Wer das machen soll? Sicher nicht bloß Lehrer. Gut wären Zweierteams von außen, die gemeinsam mit den Lehrern auftreten. Gut wäre jedenfalls, wenn eine Frau dabei ist, etwa aus dem Stand der Richter. Besonders wichtig wäre, wenn eine Polizeiuniform dabei ist. Und zweifellos müssten diese Teams juristisch wie psychologisch gut geschult werden.

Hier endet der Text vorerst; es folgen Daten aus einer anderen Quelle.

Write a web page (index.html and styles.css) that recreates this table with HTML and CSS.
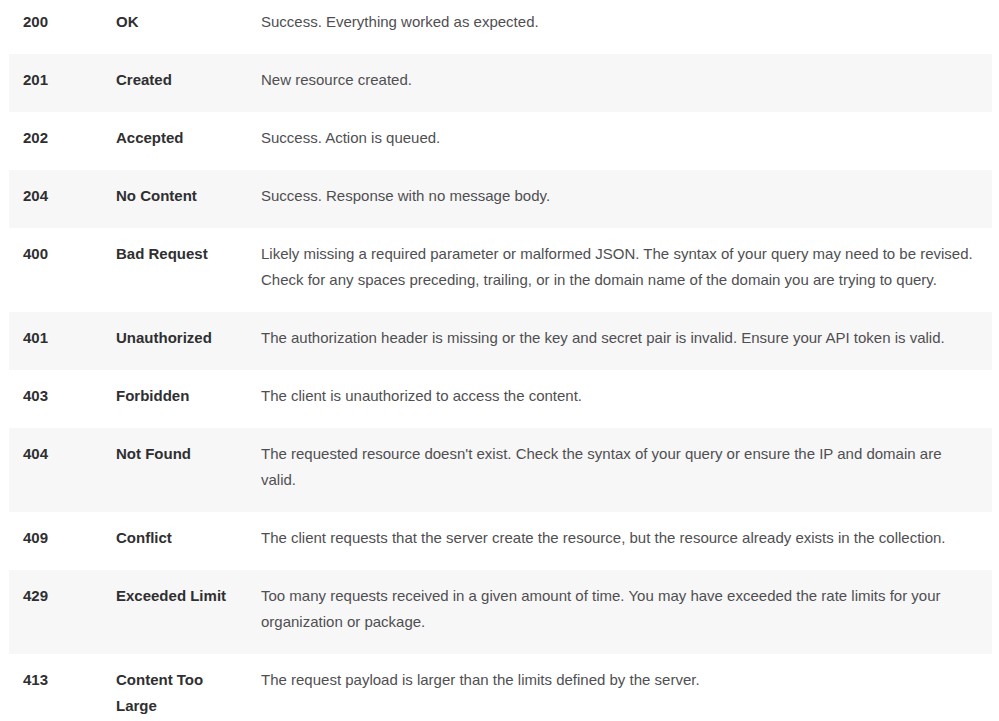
FILE: index.html
```html
<!DOCTYPE html>
<html>
<head>
<meta charset="utf-8">
<link rel="stylesheet" href="styles.css">
</head>
<body>
<table class="codes">
<tbody>
<tr><td class="code">200</td><td class="name">OK</td><td class="desc">Success. Everything worked as expected.</td></tr>
<tr><td class="code">201</td><td class="name">Created</td><td class="desc">New resource created.</td></tr>
<tr><td class="code">202</td><td class="name">Accepted</td><td class="desc">Success. Action is queued.</td></tr>
<tr><td class="code">204</td><td class="name">No Content</td><td class="desc">Success. Response with no message body.</td></tr>
<tr><td class="code">400</td><td class="name">Bad Request</td><td class="desc">Likely missing a required parameter or malformed JSON. The syntax of your query may need to be revised. Check for any spaces preceding, trailing, or in the domain name of the domain you are trying to query.</td></tr>
<tr><td class="code">401</td><td class="name">Unauthorized</td><td class="desc">The authorization header is missing or the key and secret pair is invalid. Ensure your API token is valid.</td></tr>
<tr><td class="code">403</td><td class="name">Forbidden</td><td class="desc">The client is unauthorized to access the content.</td></tr>
<tr><td class="code">404</td><td class="name">Not Found</td><td class="desc">The requested resource doesn't exist. Check the syntax of your query or ensure the IP and domain are valid.</td></tr>
<tr><td class="code">409</td><td class="name">Conflict</td><td class="desc">The client requests that the server create the resource, but the resource already exists in the collection.</td></tr>
<tr><td class="code">429</td><td class="name">Exceeded Limit</td><td class="desc">Too many requests received in a given amount of time. You may have exceeded the rate limits for your organization or package.</td></tr>
<tr><td class="code">413</td><td class="name">Content Too Large</td><td class="desc">The request payload is larger than the limits defined by the server.</td></tr>
</tbody>
</table>
</body>
</html>
```

FILE: styles.css
```css
html, body {
  margin: 0;
  padding: 0;
  background: #ffffff;
}
body {
  font-family: "Liberation Sans", Arial, sans-serif;
  font-size: 15px;
  line-height: 26px;
  color: #4f4f52;
}
.codes {
  margin: -4px 0 0 9px;
  width: 983px;
  border-collapse: collapse;
  table-layout: fixed;
}
.codes tr:nth-child(even) {
  background: #f7f7f7;
}
.codes td {
  padding: 13px 14px 19px;
  vertical-align: top;
}
.code {
  width: 65px;
  font-weight: bold;
  color: #2f2f31;
}
.name {
  width: 117px;
  font-weight: bold;
  color: #2f2f31;
}
.desc {
  color: #4f4f52;
}
```
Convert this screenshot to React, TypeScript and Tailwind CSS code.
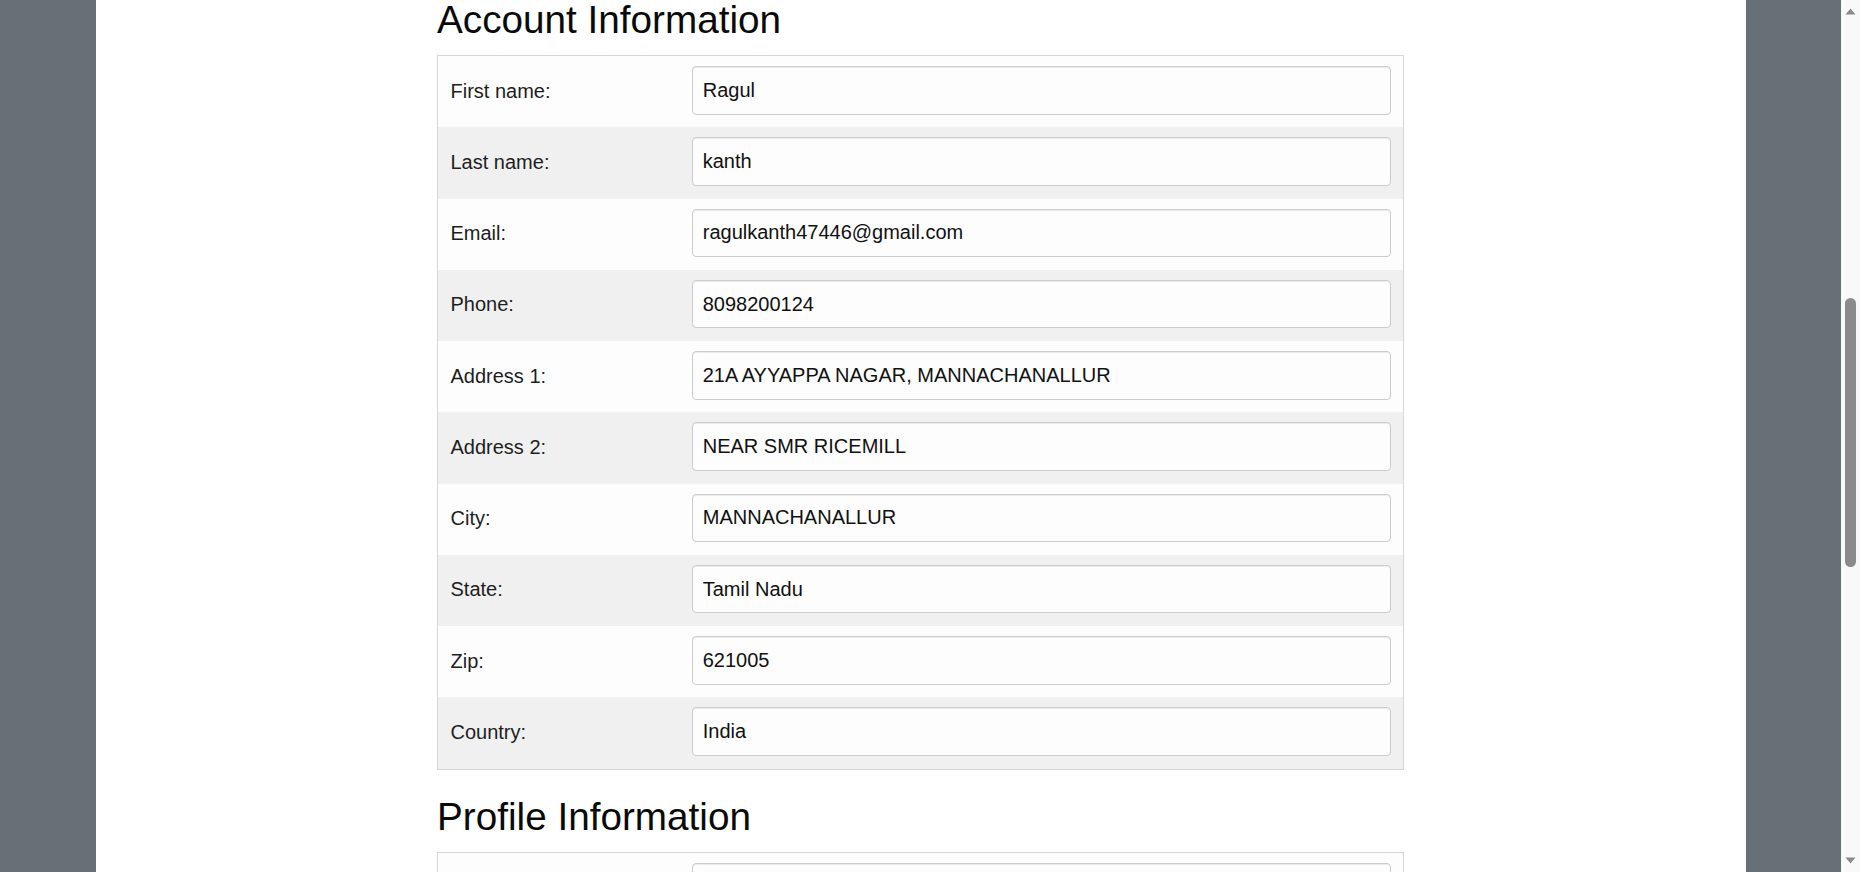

So wichtig es ist, wenn sich das Schulsystem endlich mehr und besser um alle Hochtalentierten kümmert, so wichtig es ist, wenn die Abhängigkeit vom Handy reduziert wird, so wichtig verstärkter Akzent auf die MINT-Fächer ist: Mindestens genauso wichtig wäre es, wenn sich Österreichs Schulen auf die beschriebene Art zusammen mit Sicherheits-, Justiz- und Sozialbehörden um die Allerärmsten unter unseren Schulkindern kümmern würde. Es ist ja bei vielen der letzte Zeitpunkt, wo man sie noch erreichen kann, was in den nächsten Jahrzehnten, die sie in diesem Land verbringen werden, kaum mehr möglich sein dürfte.